Universal chargers must incorporate advanced voltage regulation circuits, often using high-quality DC-DC converters or linear regulators. For e-reader chargers, ripple voltage must be kept extremely low—preferably under 50mV—to avoid introducing noise into the battery management system.

SIMSUKIAN’s engineering approach involves precision control loops that respond in milliseconds to changes in load conditions, ensuring the charger remains within optimal output parameters regardless of fluctuations in AC supply voltage.

3. Minimizing Heat Loss for Long-Term Safety

Heat is the silent enemy of both electronics and batteries. In low-power charging scenarios, heat is not generated primarily by the device being charged, but rather by the charger itself. Poor conversion efficiency can waste significant energy as heat, which not only reduces efficiency but also poses a risk if the charger is left in contact with flammable surfaces.

For e-reader chargers, efficiency above 85% is desirable, even at low loads. Achieving this requires:

• High-efficiency switching regulators instead of linear regulators.

• Optimized transformer design to reduce magnetic losses.

• Low-resistance MOSFETs to minimize conduction losses.

Moreover, SIMSUKIAN designs chargers with thermal feedback systems that reduce output power if internal temperatures exceed safe thresholds. This prevents the slow build-up of heat during multi-hour charging sessions.

4. Long-Term Charging Safety: Beyond Basic Overcharge Protection

While most e-readers have internal battery management systems (BMS) to prevent overcharging, the charger itself plays a crucial role in ensuring safety during long sessions.

Key strategies include:

• Auto-cutoff at full charge: The charger detects when current draw drops below a threshold and enters a low-power standby mode.

• Trickle charge control: Prevents continuous micro-charging pulses that keep the battery unnecessarily warm.

• Short-circuit and overcurrent protection: Ensures that any fault in the charging cable or device does not damage the charger or battery.

5. Universal Charger Adaptation: Balancing Compatibility and Optimization

The universal charger concept promises convenience for consumers but presents a challenge for engineers. A charger designed for a range of devices must dynamically adapt to different load profiles without sacrificing efficiency or stability.

In the case of e-readers, compatibility requires:

• Smart voltage negotiation via protocols such as USB BC1.2 or USB PD in fallback mode.

• Current limiting to prevent overloading sensitive device circuits.

• Low standby power draw to meet global energy efficiency standards.

By integrating intelligent identification chips, SIMSUKIAN chargers can detect the connected device type and adjust output parameters automatically. This means that a single charger can safely power both an e-reader and a smartphone, while still providing optimized performance for each.

6. The Role of Materials and Build Quality in Charger Longevity

Physical durability matters for universal chargers. E-reader users may store chargers for weeks without use, leading to long idle periods between active sessions. Low-quality capacitors, inductors, or solder joints can degrade faster under these conditions.

SIMSUKIAN uses:

• High-temperature, low-ESR capacitors for voltage stability.
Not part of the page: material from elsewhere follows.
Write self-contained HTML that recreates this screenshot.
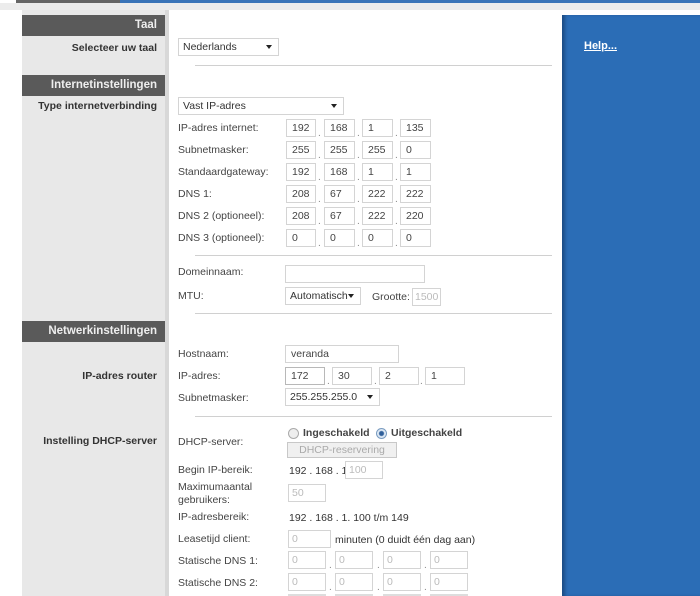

• Flame-retardant enclosures for safety in all environments.

• Gold-plated connectors to resist oxidation during long idle periods.

These material choices are not simply about durability—they ensure that the charger maintains its safety and performance profile for years.

7. Industry Trends: Moving Toward Low-Power Charging Optimization

As consumer electronics become more diverse, the universal charger market is shifting from a one-size-fits-all model to intelligent, device-aware charging solutions. In the low-power segment, demand for e-reader chargers is increasing alongside the global rise in e-reading culture.

Key trends shaping the future:

• Integration of GaN technology for smaller, cooler chargers.

• Wider adoption of USB-C as a standard for even low-power devices.

• Smarter charging algorithms that learn usage patterns and adjust output accordingly.

SIMSUKIAN’s product roadmap aligns with these trends, ensuring that its universal chargers will remain relevant as low-power devices evolve.

Conclusion: Designing for Safety, Efficiency, and User Trust

E-reader chargers represent a unique engineering challenge within the broader universal charger market. Unlike high-power devices, e-readers demand low-current, high-stability, low-heat, and long-session safety—a combination that tests the limits of charger design.

By focusing on precise voltage regulation, thermal management, and intelligent compatibility, SIMSUKIAN has developed universal chargers that deliver consistent, safe, and efficient performance for e-readers and other low-power devices. As the market for such devices continues to expand, the company’s commitment to quality and innovation positions it as a trusted partner for both consumers and OEMs.

For users, this means peace of mind: whether reading for hours or charging overnight, their device is in safe hands.